Canadian Medical Association Journal 1995; 153: 671
Pathology in Canada began with that godfather of Canadian medicine, William Osler. After gaining his medical degree from McGill in 1872, he spent a couple of years touring London, Berlin and Vienna, where he came under the influence of the father of pathology, Rudolph Virchow.
He returned to McGill at age 25 as professor of the institutes of medicine, which included what we now recognize as physiology, pathology and microbiology. During his 7 years at McGill, Osler did an average of 100 autopsies a year, many on his own patients. From his work, it is possible to trace an unbroken lineage to the pathology practised in Canada today.
From McGill, Osler went to the University of Pennsylvania, the oldest medical school in the US, where he continued as he had at McGill, practising as an internist and performing his own autopsies. After only 4 years he was lured to the new medical school at Johns Hopkins, where he became part of that golden quadrumvirate of Osler, Howard Kelly, William Welch and W.S. Halstead.
Welch, the dean and professor of pathology, got on well with Osler. One of the trainees in his department was W. G. McCallum, who later became chair of the department. In turn, one of McCallum's trainees was Arnold Rich, who succeeded McCallum as professor. A number of distinguished Canadians trained under Rich, and one of these was Joe McManus, a Queen's graduate who became a founding father of the discipline of histochemistry (his PAS stain is still in use).

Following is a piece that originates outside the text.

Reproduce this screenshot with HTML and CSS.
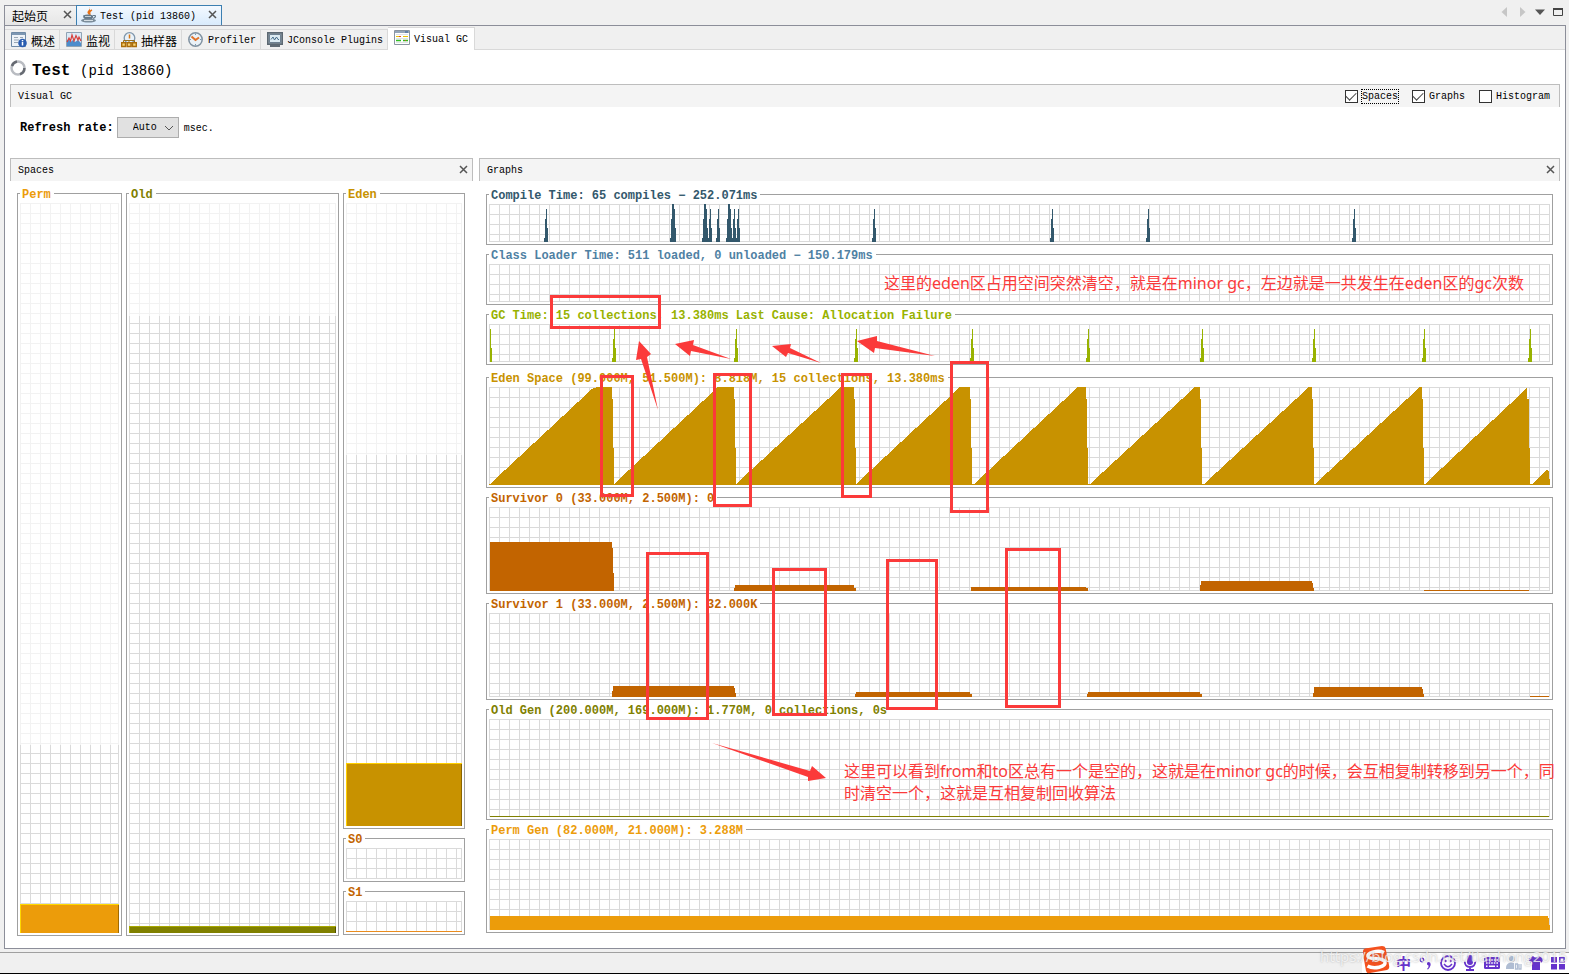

The other Canadians to train under Rich were John Hamilton and Lyman Duff. Duff, after a brief stint at the University of Toronto, was recruited to the chair of pathology at McGill, where he established Canada's first department of scientific, experimental pathology. Duff's trainees included John Hamilton, Bob More, Gardner McMillan, Alec Ritchie, Sergio Bencosme and me -- among many others. Ritchie succeeded John Hamilton as chair at Toronto and McMillan followed Duff in McGill's chair.
Thus you can see a virtually unbroken line of what might be called the philosophy of scientific pathology at McGill, Queen's and Toronto -- a line that stretches all the way back to Osler and Virchow.
Although pathology continues to be the linkage between the basic sciences and clinical medicine, its position in the health care hierarchy has changed. When I was an undergraduate at McGill in the late `30s and early `40s, pathology was the discipline that attracted graduates who wanted to study disease using laboratory models.
All that changed, and changed forever, following World War II. The medical requirements of war resulted in a massive increase in the new breed of physicians we now call clinical scientists. This occurred because of the need to meet the wartime requirement for scientifically based medical care that would keep the fighting forces fit, with minimal losses due to illness or trauma. Research programs were developed to study all aspects of trauma, shock, exposure to the elements, psychologic stress and all of the hazards to which troops are exposed.
After the war, the new clinical scientists sought university appointments that would permit them to continue to study disease using ever more sophisticated technologies. And in the postwar boom years, money to support such efforts was readily available. Although pathology as a discipline was a beneficiary of this new development, it soon became apparent that its near-monopoly over the laboratory study of disease had been lost for good.
It now had to compete with the other clinical disciplines for research funds and traineeships, and had to assume responsibility for the operation of more and more of the increasingly sophisticated clinical laboratories.
Pathologists were slow to recognize the changed world in which they now lived, and lost valuable time in adapting to it. That recognition has now taken place and pathology is well on the way to facing new challenges and establishing itself as a true clinical discipline rather than an aloof sideline spectator.
This is not to say that morbid anatomy has ceased to be the keystone in the arch linking the basic and clinical sciences. It is simply recognition that it is now holding hands with a great many partners in its dance of life.